Un tel spectacle se confronte fatalement à l’interprétation de son dispositif scénique et marche par alternance. Quand cela fonctionne, les saynètes sont fulgurantes de trouvailles, de gags et de cruauté. Quand cela patine, comme le personnage du clown, les tableaux se noircissent et deviennent ennuyeux, voir lourdingues ! Il y a une sorte de prise d’otage malsaine qui s’instaure dès le début où l’on voit le clown, tourner en rond comme un fauve dans sa cage, et observer la salle. On rit, mais on rit jaune, jamais de notre propre chef. Il y a une misdirection du rire qui est commanditée par le clown. Toutes les réactions des spectateurs sont contrôlées, ce qui perturbe grandement sa perception et son ressenti. Un sentiment de manipulation ressort de cette expérience très borderline qui met une grande partie du public volontairement sur la touche, « sans explications », dans l’expectative à l’image de la scène finale. Des questionnements surgissent, des interrogations demeurent, mais n’est-ce pas le propre de l’art que de remettre en cause notre monde, nos certitudes et notre confort ? Aux spectateurs de juger. Il faut louer le travail scénographique du spectacle. Cette cage en forme de boîte noire où le 4ème mur est un tulle transparent est une belle idée et confère au personnage une vraie dramaturgie. Le décor, constitué d’un mobilier vieillot et de deux éléments marquants (le nuage et l’échelle), rend à merveille l’état intérieur du personnage, entre rêverie et ancrage dans une réalité cauchemardesque, que le travail remarquable de la lumière vient appuyer.

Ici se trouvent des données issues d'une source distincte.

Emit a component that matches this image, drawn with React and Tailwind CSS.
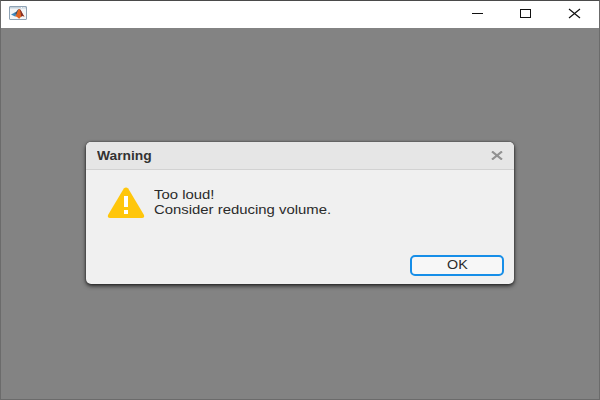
function TitleBar() {
  return (
    <header className="flex h-[27px] shrink-0 items-center bg-white pl-2">
      <svg width="18" height="15" viewBox="0 0 18 15" className="-mt-0.5">
        <rect x="0.5" y="0.5" width="17" height="13" rx="0.5" fill="#f4f6f8" stroke="#8fa3b5" />
        <path d="M1 1h16v1.500H1z" fill="#c3d0da" />
        <path d="M12 1.600h1M14.500 1.600h1" stroke="#fff" />
        <path d="M2 8.600 6 6.500l2 2-2 2z" fill="#3d87bd" />
        <path d="M5.500 6.800c2.500-.4 2.500-3.500 4.500-3.800L8 9z" fill="#35506b" />
        <path d="M6 10.500C8 9 8.600 3 10.200 3c1.600 0 3 4.800 5.300 7.600-2.400-1.600-3.500.2-5.300 2.200-1-.4-2-2.700-4.200-2.300z" fill="#e06422" />
        <path d="M10.500 3c1.400.5 2.700 4.500 5 7.600-1.700-1.100-2.600-.8-3.600.1.400-2.900-.6-5.300-1.400-7.700z" fill="#84302a" />
      </svg>
      <svg width="120" height="26" viewBox="0 0 120 26" className="-mt-px ml-auto mr-2.5" fill="none" stroke="#111">
        <path d="M3 12.500h11" />
        <rect x="51.500" y="8.500" width="10" height="8" />
        <path d="M100 8l11 9M111 8l-11 9" strokeWidth="1.200" />
      </svg>
    </header>
  );
}

function WarningDialog() {
  return (
    <section className="flex h-[142px] w-[428px] flex-col overflow-hidden rounded-[5px] bg-[#f0f0f0] shadow-[0_2px_4px_0_rgba(0,0,0,0.7),0_0_2px_0_rgba(0,0,0,0.6)]">
      <div className="flex h-7 shrink-0 items-center justify-between border-b border-[#d2d2d2] bg-[#e6e6e6] px-[11px]">
        <h1 className="origin-left scale-x-[1.15] text-[12px] font-bold leading-[14px] text-[#333]">Warning</h1>
        <svg width="12" height="9" viewBox="0 0 12 9" stroke="#929292" strokeWidth="2.200">
          <path d="M1 .5l10 8M11 .5L1 8.500" />
        </svg>
      </div>
      <div className="flex flex-1 gap-[9px] pl-[21px] pt-4">
        <svg width="38" height="33" viewBox="0 0 38 33" className="shrink-0">
          <path d="M16.800 2.500Q19 .5 21.200 2.500L37 29Q37.800 32 35 32H3Q.2 32 1 29Z" fill="#ffc60b" />
          <path d="M17 10h4v11h-4zM17 24h4v4h-4z" fill="#fff" />
        </svg>
        <p className="origin-left scale-x-[1.145] self-start whitespace-nowrap pt-px text-[13px] leading-[15px] text-[#2b2b2b]">
          Too loud!
          <br />
          Consider reducing volume.
        </p>
      </div>
      <div className="flex justify-end pb-2 pr-2.5">
        <button className="flex h-[21px] w-[94px] items-center justify-center rounded-[5px] border-2 border-[#168ee8] bg-[#f7f7f7] pb-0.5 text-[13px] leading-[15px] text-[#2b2b2b]">
          <span className="scale-x-[1.1]">OK</span>
        </button>
      </div>
    </section>
  );
}

export default function App() {
  return (
    <div className="flex h-[400px] w-[600px] flex-col border border-[#6b6b6b] border-t-[#4a4a4a] bg-[#838383] font-['Liberation_Sans',Arial,sans-serif]">
      <TitleBar />
      <main className="flex justify-center pt-[114px]">
        <WarningDialog />
      </main>
    </div>
  );
}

Du côté technique et des illusions, nous reconnaissons la patte de la compagnie 14:20, ses recherches sur la lévitation scénique déjà présentes dans les créations Notte et Vibrations. Pour Le syndrome de Cassandre, la magie opère par le gag à l’insu du personnage principal qui subit ces situations. Le clown qui patine comme un personnage de Tex Avery, des équilibres impossibles dus à des situations absurdes. Les techniques employées sont justifiées et parfaitement invisibles, du très beau travail au service d’un spectacle extrême.